SET TASK — Give the data below again exactly as it stands. Omit the pictures.

MATERIAL —
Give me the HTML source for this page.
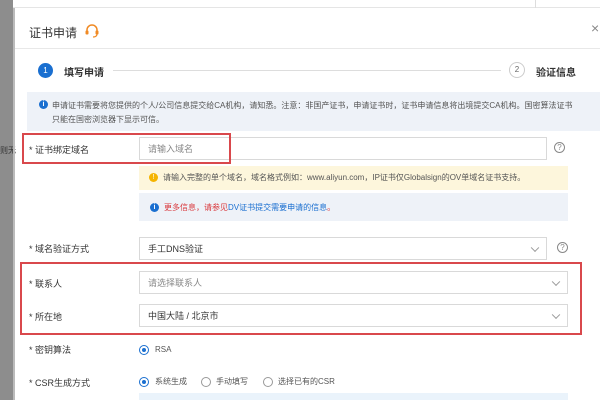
<!DOCTYPE html>
<html><head><meta charset="utf-8"><style>
*{margin:0;padding:0;box-sizing:border-box}
body{width:600px;height:400px;overflow:hidden;background:#fff;font-family:"Liberation Sans","Noto Sans CJK SC",sans-serif;font-size:9px;color:#333;position:relative}
.a{position:absolute}
.lbl{position:absolute;left:29px;font-size:9px;color:#333}
.inp{position:absolute;border:1px solid #d9d9d9;background:#fff;font-size:9px;color:#888;padding-left:8px;display:flex;align-items:center}
.chev{position:absolute;right:8px;top:50%;width:6px;height:6px;border-right:1px solid #999;border-bottom:1px solid #999;transform:translateY(-70%) rotate(45deg)}
.q{position:absolute;width:11px;height:11px;border:1px solid #888;border-radius:50%;font-size:8px;color:#888;text-align:center;line-height:9px}
.rad{position:absolute;width:10px;height:10px;border:1px solid #999;border-radius:50%;background:#fff}
.rad.on{border-color:#1a6fd0}
.rad.on:after{content:"";position:absolute;left:2px;top:2px;width:4px;height:4px;border-radius:50%;background:#1a6fd0}
.red{position:absolute;border:2px solid #d9484c}
</style></head><body>
<div class="a" style="left:0;top:0;width:13px;height:400px;background:#8d8d8d"></div>
<div class="a" style="left:0;top:145px;font-size:8px;color:#333">则无</div>
<div class="a" style="left:13px;top:0;width:587px;height:8px;background:#fff;border-bottom:1px solid #e5e5e5"></div>
<div class="a" style="left:535px;top:0;width:1px;height:8px;background:#ddd"></div>
<div class="a" style="left:13px;top:8px;width:2px;height:392px;background:#bbb"></div>
<div class="a" style="left:29px;top:24px;font-size:12px;color:#333">证书申请</div>
<svg class="a" style="left:84px;top:24px" width="16" height="14" viewBox="0 0 16 14"><path d="M3 8V6a5 5 0 0 1 10 0v2" fill="none" stroke="#f08a24" stroke-width="1.5"/><rect x="1.5" y="6.5" width="3" height="4" rx="1" fill="#f08a24"/><rect x="11.5" y="6.5" width="3" height="4" rx="1" fill="#f08a24"/><path d="M13 10q0 3-4 3" fill="none" stroke="#f08a24" stroke-width="1.2"/></svg>
<div class="a" style="left:591px;top:20px;font-size:14px;color:#888">×</div>
<div class="a" style="left:15px;top:48px;width:585px;height:1px;background:#e8e8e8"></div>
<div class="a" style="left:38px;top:63px;width:15px;height:15px;border-radius:50%;background:#1a6fd0;color:#fff;font-size:8px;text-align:center;line-height:15px">1</div>
<div class="a" style="left:64px;top:64px;font-size:10px;font-weight:bold;color:#333">填写申请</div>
<div class="a" style="left:113px;top:70px;width:388px;height:1px;background:#ddd"></div>
<div class="a" style="left:509px;top:62px;width:16px;height:16px;border-radius:50%;border:1px solid #ccc;color:#666;font-size:8px;text-align:center;line-height:14px">2</div>
<div class="a" style="left:536px;top:64px;font-size:10px;font-weight:bold;color:#333">验证信息</div>
<div class="a" style="left:27px;top:92px;width:573px;height:39px;background:#eef2f8"></div>
<div class="a" style="left:39px;top:100px;width:9px;height:9px;border-radius:50%;background:#1a6fd0;color:#fff;font-size:7px;text-align:center;line-height:9px;font-weight:bold">i</div>
<div class="a" style="left:52px;top:99px;font-size:8px;color:#555;line-height:14px;width:545px;white-space:nowrap">申请证书需要将您提供的个人/公司信息提交给CA机构，请知悉。注意：非国产证书，申请证书时，证书申请信息将出境提交CA机构。国密算法证书<br>只能在国密浏览器下显示可信。</div>
<div class="lbl" style="top:143px">* 证书绑定域名</div>
<div class="inp" style="left:139px;top:137px;width:408px;height:23px">请输入域名</div>
<div class="red" style="left:22px;top:133px;width:209px;height:31px"></div>
<div class="q" style="left:554px;top:142px">?</div>
<div class="a" style="left:139px;top:166px;width:429px;height:24px;background:#fdf6dc"></div>
<div class="a" style="left:149px;top:173px;width:9px;height:9px;border-radius:50%;background:#f5b400;color:#fff;font-size:7px;text-align:center;line-height:9px">!</div>
<div class="a" style="left:163px;top:172px;font-size:8px;color:#555;white-space:nowrap">请输入完整的单个域名，域名格式例如：www.aliyun.com，IP证书仅Globalsign的OV单域名证书支持。</div>
<div class="a" style="left:139px;top:193px;width:429px;height:28px;background:#eef2f8"></div>
<div class="a" style="left:150px;top:203px;width:9px;height:9px;border-radius:50%;background:#1a6fd0;color:#fff;font-size:7px;text-align:center;line-height:9px;font-weight:bold">i</div>
<div class="a" style="left:164px;top:202px;font-size:8px;color:#d9383c;white-space:nowrap">更多信息，请参见<span style="color:#1a6fd0">DV证书提交需要申请的信息</span>。</div>
<div class="lbl" style="top:242px">* 域名验证方式</div>
<div class="inp" style="left:139px;top:237px;width:408px;height:23px;color:#333">手工DNS验证<span class="chev"></span></div>
<div class="q" style="left:557px;top:242px">?</div>
<div class="lbl" style="top:277px">* 联系人</div>
<div class="inp" style="left:139px;top:271px;width:429px;height:23px">请选择联系人<span class="chev"></span></div>
<div class="lbl" style="top:310px">* 所在地</div>
<div class="inp" style="left:139px;top:304px;width:429px;height:23px;color:#333">中国大陆 / 北京市<span class="chev"></span></div>
<div class="red" style="left:20px;top:262px;width:562px;height:73px"></div>
<div class="lbl" style="top:343px">* 密钥算法</div>
<div class="rad on" style="left:139px;top:345px"></div>
<div class="a" style="left:155px;top:345px;font-size:8px;color:#555">RSA</div>
<div class="lbl" style="top:376px">* CSR生成方式</div>
<div class="rad on" style="left:139px;top:377px"></div>
<div class="a" style="left:155px;top:376px;font-size:8px;color:#555">系统生成</div>
<div class="rad" style="left:201px;top:377px"></div>
<div class="a" style="left:216px;top:376px;font-size:8px;color:#555">手动填写</div>
<div class="rad" style="left:263px;top:377px"></div>
<div class="a" style="left:278px;top:376px;font-size:8px;color:#555">选择已有的CSR</div>
<div class="a" style="left:139px;top:393px;width:429px;height:7px;background:#eaf3fb"></div>
</body></html>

RIGHT ANSWER —
Give me the HTML source for this page.
<!DOCTYPE html>
<html><head><meta charset="utf-8"><style>
*{margin:0;padding:0;box-sizing:border-box}
body{width:600px;height:400px;overflow:hidden;background:#fff;font-family:"Liberation Sans","Noto Sans CJK SC",sans-serif;font-size:9px;color:#333;position:relative}
.a{position:absolute}
.lbl{position:absolute;left:29px;font-size:9px;color:#333}
.inp{position:absolute;border:1px solid #d9d9d9;background:#fff;font-size:9px;color:#888;padding-left:8px;display:flex;align-items:center}
.chev{position:absolute;right:8px;top:50%;width:6px;height:6px;border-right:1px solid #999;border-bottom:1px solid #999;transform:translateY(-70%) rotate(45deg)}
.q{position:absolute;width:11px;height:11px;border:1px solid #888;border-radius:50%;font-size:8px;color:#888;text-align:center;line-height:9px}
.rad{position:absolute;width:10px;height:10px;border:1px solid #999;border-radius:50%;background:#fff}
.rad.on{border-color:#1a6fd0}
.rad.on:after{content:"";position:absolute;left:2px;top:2px;width:4px;height:4px;border-radius:50%;background:#1a6fd0}
.red{position:absolute;border:2px solid #d9484c}
</style></head><body>
<div class="a" style="left:0;top:0;width:13px;height:400px;background:#8d8d8d"></div>
<div class="a" style="left:0;top:145px;font-size:8px;color:#333">则无</div>
<div class="a" style="left:13px;top:0;width:587px;height:8px;background:#fff;border-bottom:1px solid #e5e5e5"></div>
<div class="a" style="left:535px;top:0;width:1px;height:8px;background:#ddd"></div>
<div class="a" style="left:13px;top:8px;width:2px;height:392px;background:#bbb"></div>
<div class="a" style="left:29px;top:24px;font-size:12px;color:#333">证书申请</div>
<svg class="a" style="left:84px;top:24px" width="16" height="14" viewBox="0 0 16 14"><path d="M3 8V6a5 5 0 0 1 10 0v2" fill="none" stroke="#f08a24" stroke-width="1.5"/><rect x="1.5" y="6.5" width="3" height="4" rx="1" fill="#f08a24"/><rect x="11.5" y="6.5" width="3" height="4" rx="1" fill="#f08a24"/><path d="M13 10q0 3-4 3" fill="none" stroke="#f08a24" stroke-width="1.2"/></svg>
<div class="a" style="left:591px;top:20px;font-size:14px;color:#888">×</div>
<div class="a" style="left:15px;top:48px;width:585px;height:1px;background:#e8e8e8"></div>
<div class="a" style="left:38px;top:63px;width:15px;height:15px;border-radius:50%;background:#1a6fd0;color:#fff;font-size:8px;text-align:center;line-height:15px">1</div>
<div class="a" style="left:64px;top:64px;font-size:10px;font-weight:bold;color:#333">填写申请</div>
<div class="a" style="left:113px;top:70px;width:388px;height:1px;background:#ddd"></div>
<div class="a" style="left:509px;top:62px;width:16px;height:16px;border-radius:50%;border:1px solid #ccc;color:#666;font-size:8px;text-align:center;line-height:14px">2</div>
<div class="a" style="left:536px;top:64px;font-size:10px;font-weight:bold;color:#333">验证信息</div>
<div class="a" style="left:27px;top:92px;width:573px;height:39px;background:#eef2f8"></div>
<div class="a" style="left:39px;top:100px;width:9px;height:9px;border-radius:50%;background:#1a6fd0;color:#fff;font-size:7px;text-align:center;line-height:9px;font-weight:bold">i</div>
<div class="a" style="left:52px;top:99px;font-size:8px;color:#555;line-height:14px;width:545px;white-space:nowrap">申请证书需要将您提供的个人/公司信息提交给CA机构，请知悉。注意：非国产证书，申请证书时，证书申请信息将出境提交CA机构。国密算法证书<br>只能在国密浏览器下显示可信。</div>
<div class="lbl" style="top:143px">* 证书绑定域名</div>
<div class="inp" style="left:139px;top:137px;width:408px;height:23px">请输入域名</div>
<div class="red" style="left:22px;top:133px;width:209px;height:31px"></div>
<div class="q" style="left:554px;top:142px">?</div>
<div class="a" style="left:139px;top:166px;width:429px;height:24px;background:#fdf6dc"></div>
<div class="a" style="left:149px;top:173px;width:9px;height:9px;border-radius:50%;background:#f5b400;color:#fff;font-size:7px;text-align:center;line-height:9px">!</div>
<div class="a" style="left:163px;top:172px;font-size:8px;color:#555;white-space:nowrap">请输入完整的单个域名，域名格式例如：www.aliyun.com，IP证书仅Globalsign的OV单域名证书支持。</div>
<div class="a" style="left:139px;top:193px;width:429px;height:28px;background:#eef2f8"></div>
<div class="a" style="left:150px;top:203px;width:9px;height:9px;border-radius:50%;background:#1a6fd0;color:#fff;font-size:7px;text-align:center;line-height:9px;font-weight:bold">i</div>
<div class="a" style="left:164px;top:202px;font-size:8px;color:#d9383c;white-space:nowrap">更多信息，请参见<span style="color:#1a6fd0">DV证书提交需要申请的信息</span>。</div>
<div class="lbl" style="top:242px">* 域名验证方式</div>
<div class="inp" style="left:139px;top:237px;width:408px;height:23px;color:#333">手工DNS验证<span class="chev"></span></div>
<div class="q" style="left:557px;top:242px">?</div>
<div class="lbl" style="top:277px">* 联系人</div>
<div class="inp" style="left:139px;top:271px;width:429px;height:23px">请选择联系人<span class="chev"></span></div>
<div class="lbl" style="top:310px">* 所在地</div>
<div class="inp" style="left:139px;top:304px;width:429px;height:23px;color:#333">中国大陆 / 北京市<span class="chev"></span></div>
<div class="red" style="left:20px;top:262px;width:562px;height:73px"></div>
<div class="lbl" style="top:343px">* 密钥算法</div>
<div class="rad on" style="left:139px;top:345px"></div>
<div class="a" style="left:155px;top:345px;font-size:8px;color:#555">RSA</div>
<div class="lbl" style="top:376px">* CSR生成方式</div>
<div class="rad on" style="left:139px;top:377px"></div>
<div class="a" style="left:155px;top:376px;font-size:8px;color:#555">系统生成</div>
<div class="rad" style="left:201px;top:377px"></div>
<div class="a" style="left:216px;top:376px;font-size:8px;color:#555">手动填写</div>
<div class="rad" style="left:263px;top:377px"></div>
<div class="a" style="left:278px;top:376px;font-size:8px;color:#555">选择已有的CSR</div>
<div class="a" style="left:139px;top:393px;width:429px;height:7px;background:#eaf3fb"></div>
</body></html>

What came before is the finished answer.